The blood and guts look like canned tomatoes. I’m not trying say anybody put off by the level of gore and violence in this movie is a pussy, because it really is up there the way you’d hope for a movie that was entirely sold on its gore and violence, but I am saying it’s grocery store meat and canned tomatoes. You can probably handle it.

I talked a lot in my review of Bodies Bodies Bodies about how much contempt that movie has for its characters and the problems that creates, and Terrifier 2 is a really specific positive example of how to do the same thing right. It’s a slasher, a genre where hating a lot of the characters you’re about to see gutted is traditional and appropriate, and there’s certainly reason to dislike everyone, but they don’t feel like caricatures. There are people here with dominant flaws, understandable if extremely selfish, but they aren’t effigies wrapped and ready to be burned.

OK- it’s a lot of canned tomatoes.

As much as it looks like it’s playing out in a seasonal Halloween pop-up at times, the spaces Terrifier 2 takes place in also play a big role in making it feel small-scale and human.

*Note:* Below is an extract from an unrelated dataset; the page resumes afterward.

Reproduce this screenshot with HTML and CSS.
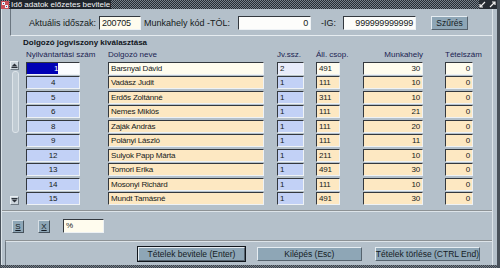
FILE: index.html
```html
<!DOCTYPE html>
<html lang="hu">

<head>
  <meta charset="UTF-8">
  <title>Idő adatok előzetes bevitele</title>
  <link rel="stylesheet" href="styles.css">
</head>

<body>
  <div class="window">
    <div class="titlebar">
      <span class="title-icon">
        <svg width="8" height="8" viewBox="0 0 8 8">
          <rect x="0" y="0" width="8" height="8" fill="#c8505a"/>
          <rect x="1" y="1" width="3" height="3" fill="#f4f4f4"/>
          <rect x="4" y="4" width="3" height="3" fill="#f4f4f4"/>
          <rect x="2" y="2" width="1" height="1" fill="#3050a0"/>
          <rect x="5" y="5" width="1" height="1" fill="#3050a0"/>
        </svg>
      </span>
      <span class="title-text">Idő adatok előzetes bevitele</span>
      <span class="title-fill"></span>
      <span class="title-btns">
        <svg width="7" height="7" viewBox="0 0 7 7">
          <path d="M6 1L1.5 5.5M1 3v3h3" stroke="#f0f0f0" fill="none" stroke-width="1.2"/>
        </svg>
        <svg width="7" height="7" viewBox="0 0 7 7">
          <path d="M1 6L5.5 1.5M3 1h3v3" stroke="#f0f0f0" fill="none" stroke-width="1.2"/>
        </svg>
      </span>
    </div>

    <div class="canvas">
      <div class="filter-frame">
        <span class="lbl lbl-period">Aktuális időszak:</span>
        <div class="field f-cream f-period">200705</div>
        <span class="lbl lbl-from">Munkahely kód -TÓL:</span>
        <div class="field f-white f-code num">0</div>
        <span class="lbl lbl-to">-IG:</span>
        <div class="field f-white f-code num">999999999999</div>
        <button class="btn btn-filter">Szűrés</button>
      </div>

      <div class="list-frame">
        <div class="section-title">Dolgozó jogviszony kiválasztása</div>
        <div class="grid">
          <div class="hd hd-nyilv">Nyilvántartási szám</div>
          <div class="hd">Dolgozó neve</div>
          <div class="hd">Jv.ssz.</div>
          <div class="hd">Áll. csop.</div>
          <div class="hd hd-right hd-munka">Munkahely</div>
          <div class="hd hd-right hd-tetel">Tételszám</div>

          <div class="scrollbar">
            <div class="sb-btn">
              <svg width="7" height="5" viewBox="0 0 7 5"><path d="M3.5 0.5L6.5 3.5H0.5z" fill="#2a3038"/><path d="M0.5 4.5h6" stroke="#2a3038"/></svg>
            </div>
            <div class="sb-track"><div class="sb-thumb"></div></div>
            <div class="sb-btn">
              <svg width="7" height="5" viewBox="0 0 7 5"><path d="M0.5 0.5h6" stroke="#2a3038"/><path d="M0.5 1.5H6.5L3.5 4.5z" fill="#2a3038"/></svg>
            </div>
          </div>

          <div class="field f-nyilv f-selected"><span class="sel-text">1</span></div>
          <div class="field f-name f-cream">Barsnyai Dávid</div>
          <div class="field f-jv f-pale">2</div>
          <div class="field f-all f-cream">491</div>
          <div class="field f-munka f-cream num">30</div>
          <div class="field f-tetel f-cream num">0</div>

          <div class="field f-nyilv f-blue">4</div>
          <div class="field f-name f-peach">Vadász Judit</div>
          <div class="field f-jv f-blue">1</div>
          <div class="field f-all f-peach">111</div>
          <div class="field f-munka f-peach num">10</div>
          <div class="field f-tetel f-peach num">0</div>

          <div class="field f-nyilv f-blue">5</div>
          <div class="field f-name f-peach">Erdős Zoltánné</div>
          <div class="field f-jv f-blue">1</div>
          <div class="field f-all f-peach">311</div>
          <div class="field f-munka f-peach num">10</div>
          <div class="field f-tetel f-peach num">0</div>

          <div class="field f-nyilv f-blue">6</div>
          <div class="field f-name f-peach">Nemes Miklós</div>
          <div class="field f-jv f-blue">1</div>
          <div class="field f-all f-peach">111</div>
          <div class="field f-munka f-peach num">21</div>
          <div class="field f-tetel f-peach num">0</div>

          <div class="field f-nyilv f-blue">8</div>
          <div class="field f-name f-peach">Zaják András</div>
          <div class="field f-jv f-blue">1</div>
          <div class="field f-all f-peach">111</div>
          <div class="field f-munka f-peach num">20</div>
          <div class="field f-tetel f-peach num">0</div>

          <div class="field f-nyilv f-blue">9</div>
          <div class="field f-name f-peach">Polányi László</div>
          <div class="field f-jv f-blue">1</div>
          <div class="field f-all f-peach">111</div>
          <div class="field f-munka f-peach num">11</div>
          <div class="field f-tetel f-peach num">0</div>

          <div class="field f-nyilv f-blue">12</div>
          <div class="field f-name f-peach">Sulyok Papp Márta</div>
          <div class="field f-jv f-blue">1</div>
          <div class="field f-all f-peach">211</div>
          <div class="field f-munka f-peach num">10</div>
          <div class="field f-tetel f-peach num">0</div>

          <div class="field f-nyilv f-blue">13</div>
          <div class="field f-name f-peach">Tomori Erika</div>
          <div class="field f-jv f-blue">1</div>
          <div class="field f-all f-peach">491</div>
          <div class="field f-munka f-peach num">30</div>
          <div class="field f-tetel f-peach num">0</div>

          <div class="field f-nyilv f-blue">14</div>
          <div class="field f-name f-peach">Mosonyi Richárd</div>
          <div class="field f-jv f-blue">1</div>
          <div class="field f-all f-peach">111</div>
          <div class="field f-munka f-peach num">10</div>
          <div class="field f-tetel f-peach num">0</div>

          <div class="field f-nyilv f-blue">15</div>
          <div class="field f-name f-peach">Mundt Tamásné</div>
          <div class="field f-jv f-blue">1</div>
          <div class="field f-all f-peach">491</div>
          <div class="field f-munka f-peach num">30</div>
          <div class="field f-tetel f-peach num">0</div>
        </div>
      </div>

      <div class="tools">
        <button class="btn btn-small btn-s"><u>S</u></button>
        <button class="btn btn-small btn-x"><u>X</u></button>
        <div class="field f-cream f-search">%</div>
      </div>

      <div class="actions">
        <button class="btn btn-action btn-default">Tételek bevitele (Enter)</button>
        <button class="btn btn-action btn-exit">Kilépés (Esc)</button>
        <button class="btn btn-action btn-delete">Tételek törlése (CTRL End)</button>
      </div>
    </div>
    <div class="bottom-edge"></div>
  </div>
</body>

</html>
```

FILE: styles.css
```css
body {
  margin: 0;
  width: 500px;
  height: 268px;
  overflow: hidden;
  font-family: "Liberation Sans", Arial, sans-serif;
  color: #151a20;
}

.window {
  display: flex;
  flex-direction: column;
  width: 500px;
  height: 268px;
  box-sizing: border-box;
  background: #b4c0ca;
  border-left: 1px solid #48515a;
  border-right: 3px solid #48515a;
}

/* title bar */

.titlebar {
  display: flex;
  align-items: center;
  height: 9px;
  flex: none;
  background: repeating-conic-gradient(#76808a 0 25%, #262c33 0 50%) 0 0 / 2px 2px;
}

.title-icon {
  display: flex;
  width: 8px;
  height: 8px;
  margin: 0 1px 0 0;
  flex: none;
}

.title-text {
  height: 9px;
  line-height: 9px;
  padding: 0 1px 0 1px;
  background: #1f252c;
  color: #f2f4f6;
  font-size: 8px;
  white-space: nowrap;
}

.title-fill {
  flex: 1;
}

.title-btns {
  display: flex;
  gap: 3px;
  padding-right: 1px;
  background: #262c33;
  height: 9px;
  align-items: center;
}

.bottom-edge {
  height: 3px;
  flex: none;
  background: repeating-conic-gradient(#76808a 0 25%, #3a4048 0 50%) 0 0 / 2px 2px;
}

/* canvas */

.canvas {
  flex: 1;
  display: flex;
  flex-direction: column;
  margin-right: 4px;
  border-left: 1px solid #dce4e9;
  border-right: 1px solid #dce4e9;
}

.field {
  box-sizing: border-box;
  height: 13px;
  line-height: 11px;
  padding: 0 2px;
  font-size: 8px;
  letter-spacing: -0.2px;
  white-space: nowrap;
  overflow: hidden;
  border-top: 1px solid #33383e;
  border-left: 1px solid #33383e;
  border-bottom: 1px solid #eef2f5;
  border-right: 1px solid #eef2f5;
}

.num {
  text-align: right;
}

.f-white {
  background: #fdfdfb;
}

.f-cream {
  background: #fffcee;
}

.f-peach {
  background: #fde8c2;
}

.f-blue {
  background: #c2d1f6;
}

.f-pale {
  background: #e8ecfb;
}

/* filter */

.filter-frame {
  display: flex;
  align-items: center;
  height: 27px;
  flex: none;
  padding-top: 2px;
  box-sizing: border-box;
  margin-left: 8px;
  border-left: 1px solid #6b7680;
  border-bottom: 1px solid #e6ecf0;
}

.lbl {
  font-size: 9px;
  text-align: right;
  white-space: nowrap;
}

.lbl-period {
  width: 85px;
  margin-right: 3px;
}

.lbl-from {
  width: 89px;
  margin-right: 8px;
}

.lbl-to {
  width: 25px;
  margin-right: 7px;
}

.filter-frame .field {
  height: 14px;
  line-height: 12px;
  font-size: 9px;
}

.f-period {
  width: 42px;
}

.f-code {
  width: 73px;
}

.btn {
  box-sizing: border-box;
  padding: 0;
  font-family: "Liberation Sans", Arial, sans-serif;
  font-size: 8.5px;
  color: #151c24;
  background: #8ea6b6;
  border: 1px solid;
  border-color: #e6edf2 #56636e #56636e #e6edf2;
  white-space: nowrap;
}

.btn-filter {
  width: 37px;
  height: 14px;
  margin-left: 15px;
}

/* list */

.list-frame {
  height: 176px;
  flex: none;
  box-sizing: border-box;
  padding-top: 2px;
  border-bottom: 2px groove #dde4e9;
}

.section-title {
  margin-left: 21px;
  height: 10px;
  line-height: 10px;
  font-size: 8px;
  font-weight: bold;
  color: #10141a;
}

.grid {
  display: grid;
  grid-template-columns: 16px 82px 169px 39px 47px 82px 28px;
  grid-template-rows: 10px repeat(10, 13px);
  row-gap: 1.5px;
  margin-top: 2px;
  margin-left: 8px;
}

.hd {
  font-size: 8px;
  line-height: 10px;
  color: #1b2352;
  white-space: nowrap;
}

.hd-nyilv {
  grid-column: 2;
}

.hd-right {
  text-align: right;
}

.hd-munka {
  width: 60px;
}

.hd-tetel {
  width: 28px;
}

.scrollbar {
  grid-column: 1;
  grid-row: 2 / span 10;
  width: 9px;
  display: flex;
  flex-direction: column;
  margin-top: -1px;
}

.sb-btn {
  height: 9px;
  display: flex;
  align-items: center;
  justify-content: center;
  background: #ccd5dc;
  border: 1px solid #e8eef2;
  border-right-color: #6f7a84;
  border-bottom-color: #6f7a84;
  box-sizing: border-box;
}

.sb-track {
  flex: 1;
  padding: 1px 1px;
}

.sb-thumb {
  height: 60px;
  width: 5px;
  margin-left: 1px;
  border: 1px solid #dde4e9;
  border-radius: 3px;
  background: #c1ccd4;
}

.f-nyilv {
  grid-column: 2;
  width: 54px;
  text-align: center;
}

.f-selected {
  background: linear-gradient(to right, #0000b4 0 31px, #fafcff 31px);
  text-align: left;
  padding-left: 27px;
}

.sel-text {
  color: #ffffff;
}

.f-name {
  width: 156px;
}

.f-jv {
  width: 27px;
}

.f-all {
  width: 24px;
}

.f-munka {
  width: 60px;
}

.f-tetel {
  width: 28px;
}

/* tools */

.tools {
  display: flex;
  align-items: center;
  height: 28px;
  flex: none;
}

.btn-small {
  width: 12px;
  height: 13px;
  font-size: 8px;
  border-color: #d6dee4 #46525c #46525c #d6dee4;
}

.btn-s {
  margin-left: 10px;
}

.btn-x {
  margin-left: 14px;
}

.f-search {
  width: 41px;
  height: 14px;
  margin-left: 13px;
}

/* actions */

.actions {
  flex: 1;
  display: flex;
  align-items: center;
  margin-left: 3px;
  border-left: 1px solid #6b7680;
  border-top: 2px groove #dde4e9;
  padding-left: 132px;
}

.btn-action {
  height: 14px;
  width: 107px;
  margin-right: 12px;
}

.btn-default {
  width: 109px;
  margin-right: 12px;
  outline: 1px solid #10161c;
  outline-offset: 0;
}

.btn-exit {
  margin-right: 13px;
}
```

Miles County’s location is not disclosed, but the film really captures the air of a good-sized city that’s still the only thing in its county, an urban oasis that is necessarily limited by surrounding wilderness that just never backs down. It’s a middle-American odyssey, taking us from a secure suburb to a high school, presumably in the interior of the city, to a completely sick Halloween house party in what’s implied to be a slightly more run-down suburb, all the way to the outskirts, where Art reigns with impunity. 

LaVera is as fiercely interested in her character as Shaw is in protecting her family. There’s a surprising amount of meat to Shaw’s character in particular as the film sort of falls down the stairs from a simple slasher into a climactic, bitter confrontation of good and evil that takes 138 minutes to unfold, an astonishing runtime for a genre known for cheapness, which often expresses itself by keeping as close to 90 minutes as possible. You could argue that Terrifier 2 is the first epic slasher film, and it would have a place in history on those grounds alone.

Terrifier 2 rode an ecstatic word-of-mouth campaign from a pittance release in a handful of theaters, which was already seen as a major step up, to a 1,550 peak release and four weeks in the box office top 10, collecting $10.6 million domestic. That’s more than Oscar favorites like Babylon, The Banshees of Inisherin and Tár made. Leone and other producers have been taking it on a wild victory lap ever since, with celebrations ranging from an official Academy submission to a VHS release, and damn right they should! Terrifier 2 is a triumph of independent cinema and a monument to what filmmakers and fans can do with enough work and passion. This belongs in front of the Academy and in any VCR still operating, and if you like horror even a little bit, it belongs in front of you, too.